*To be done*
The required output is a single number: how many lines of the material contain the string "React".

*Data excerpt*
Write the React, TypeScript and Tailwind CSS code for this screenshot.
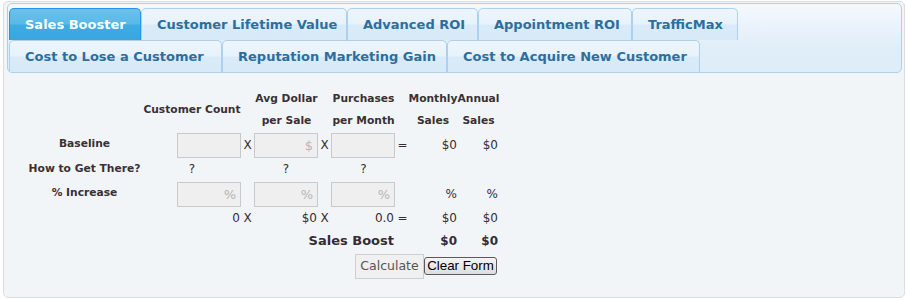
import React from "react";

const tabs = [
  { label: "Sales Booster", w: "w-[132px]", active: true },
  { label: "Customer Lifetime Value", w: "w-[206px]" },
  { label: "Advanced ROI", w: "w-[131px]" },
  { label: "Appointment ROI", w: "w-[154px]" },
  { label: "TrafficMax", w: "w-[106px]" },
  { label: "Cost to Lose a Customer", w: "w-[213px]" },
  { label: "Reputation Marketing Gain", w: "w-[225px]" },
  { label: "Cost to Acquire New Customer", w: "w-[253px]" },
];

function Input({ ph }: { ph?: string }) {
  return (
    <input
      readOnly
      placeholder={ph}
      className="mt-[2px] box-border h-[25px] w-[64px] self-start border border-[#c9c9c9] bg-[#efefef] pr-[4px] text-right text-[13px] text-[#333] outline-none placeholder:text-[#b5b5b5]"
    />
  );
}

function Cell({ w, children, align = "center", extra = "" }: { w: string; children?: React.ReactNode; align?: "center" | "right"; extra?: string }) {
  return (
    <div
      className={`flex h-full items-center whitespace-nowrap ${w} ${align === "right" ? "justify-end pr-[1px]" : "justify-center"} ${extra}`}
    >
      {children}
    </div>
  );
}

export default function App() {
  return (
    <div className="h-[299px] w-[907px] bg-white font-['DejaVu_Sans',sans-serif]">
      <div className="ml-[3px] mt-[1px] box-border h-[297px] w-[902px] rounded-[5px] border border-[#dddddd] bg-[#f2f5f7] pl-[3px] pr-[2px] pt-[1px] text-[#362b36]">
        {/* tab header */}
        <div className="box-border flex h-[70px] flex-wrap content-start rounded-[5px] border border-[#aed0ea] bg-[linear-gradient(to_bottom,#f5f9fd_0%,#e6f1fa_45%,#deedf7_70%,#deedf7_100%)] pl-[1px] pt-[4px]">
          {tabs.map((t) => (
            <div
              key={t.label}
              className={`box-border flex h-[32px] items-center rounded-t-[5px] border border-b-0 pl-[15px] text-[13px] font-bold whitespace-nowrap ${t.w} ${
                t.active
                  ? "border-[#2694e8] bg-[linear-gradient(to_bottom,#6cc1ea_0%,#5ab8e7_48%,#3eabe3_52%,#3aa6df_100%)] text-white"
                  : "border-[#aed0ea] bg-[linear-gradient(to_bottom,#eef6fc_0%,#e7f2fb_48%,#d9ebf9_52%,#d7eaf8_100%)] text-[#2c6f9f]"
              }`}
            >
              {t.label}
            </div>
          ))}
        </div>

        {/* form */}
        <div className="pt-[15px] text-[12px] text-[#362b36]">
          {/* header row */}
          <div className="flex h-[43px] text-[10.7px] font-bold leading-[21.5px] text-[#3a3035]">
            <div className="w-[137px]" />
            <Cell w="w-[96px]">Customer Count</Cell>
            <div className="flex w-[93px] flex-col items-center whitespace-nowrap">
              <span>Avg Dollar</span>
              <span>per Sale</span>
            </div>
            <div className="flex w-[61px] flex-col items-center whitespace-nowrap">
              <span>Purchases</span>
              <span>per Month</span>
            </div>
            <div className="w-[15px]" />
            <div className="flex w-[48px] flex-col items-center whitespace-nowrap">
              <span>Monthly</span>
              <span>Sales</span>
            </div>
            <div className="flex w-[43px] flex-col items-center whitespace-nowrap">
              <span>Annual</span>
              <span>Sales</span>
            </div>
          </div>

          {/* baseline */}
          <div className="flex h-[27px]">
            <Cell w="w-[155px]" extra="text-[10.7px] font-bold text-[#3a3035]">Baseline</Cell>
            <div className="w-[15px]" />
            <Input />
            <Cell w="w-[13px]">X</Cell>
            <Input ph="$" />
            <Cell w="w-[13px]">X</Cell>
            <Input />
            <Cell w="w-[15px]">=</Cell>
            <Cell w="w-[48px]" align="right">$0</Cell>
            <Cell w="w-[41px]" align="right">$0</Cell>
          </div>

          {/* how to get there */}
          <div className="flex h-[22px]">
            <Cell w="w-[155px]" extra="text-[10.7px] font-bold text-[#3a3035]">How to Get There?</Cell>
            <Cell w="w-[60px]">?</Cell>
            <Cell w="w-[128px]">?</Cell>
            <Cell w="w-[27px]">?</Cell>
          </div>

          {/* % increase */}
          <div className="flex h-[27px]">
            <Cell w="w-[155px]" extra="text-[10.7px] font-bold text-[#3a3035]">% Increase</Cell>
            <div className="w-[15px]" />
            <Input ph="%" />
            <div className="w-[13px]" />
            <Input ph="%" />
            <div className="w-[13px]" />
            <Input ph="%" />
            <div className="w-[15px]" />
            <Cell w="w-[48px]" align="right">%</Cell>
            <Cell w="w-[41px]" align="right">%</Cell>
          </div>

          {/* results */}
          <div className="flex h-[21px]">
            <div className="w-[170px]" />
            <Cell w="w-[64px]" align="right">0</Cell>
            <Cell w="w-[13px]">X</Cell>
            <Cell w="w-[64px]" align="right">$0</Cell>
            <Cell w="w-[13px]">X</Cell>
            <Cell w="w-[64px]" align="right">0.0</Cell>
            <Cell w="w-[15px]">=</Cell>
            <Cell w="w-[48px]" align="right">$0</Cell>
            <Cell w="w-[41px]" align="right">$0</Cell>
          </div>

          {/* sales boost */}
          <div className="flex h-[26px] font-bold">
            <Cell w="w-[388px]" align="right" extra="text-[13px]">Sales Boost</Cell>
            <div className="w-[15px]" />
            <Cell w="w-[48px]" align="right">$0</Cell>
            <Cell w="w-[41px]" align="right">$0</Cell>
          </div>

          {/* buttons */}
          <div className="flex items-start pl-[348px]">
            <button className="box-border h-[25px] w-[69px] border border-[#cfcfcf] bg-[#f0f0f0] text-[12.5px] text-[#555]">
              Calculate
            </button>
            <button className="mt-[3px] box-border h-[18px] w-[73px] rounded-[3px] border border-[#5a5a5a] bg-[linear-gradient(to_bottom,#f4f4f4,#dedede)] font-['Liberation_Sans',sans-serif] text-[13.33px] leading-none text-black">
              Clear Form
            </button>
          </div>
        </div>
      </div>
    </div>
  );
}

*Response below*
3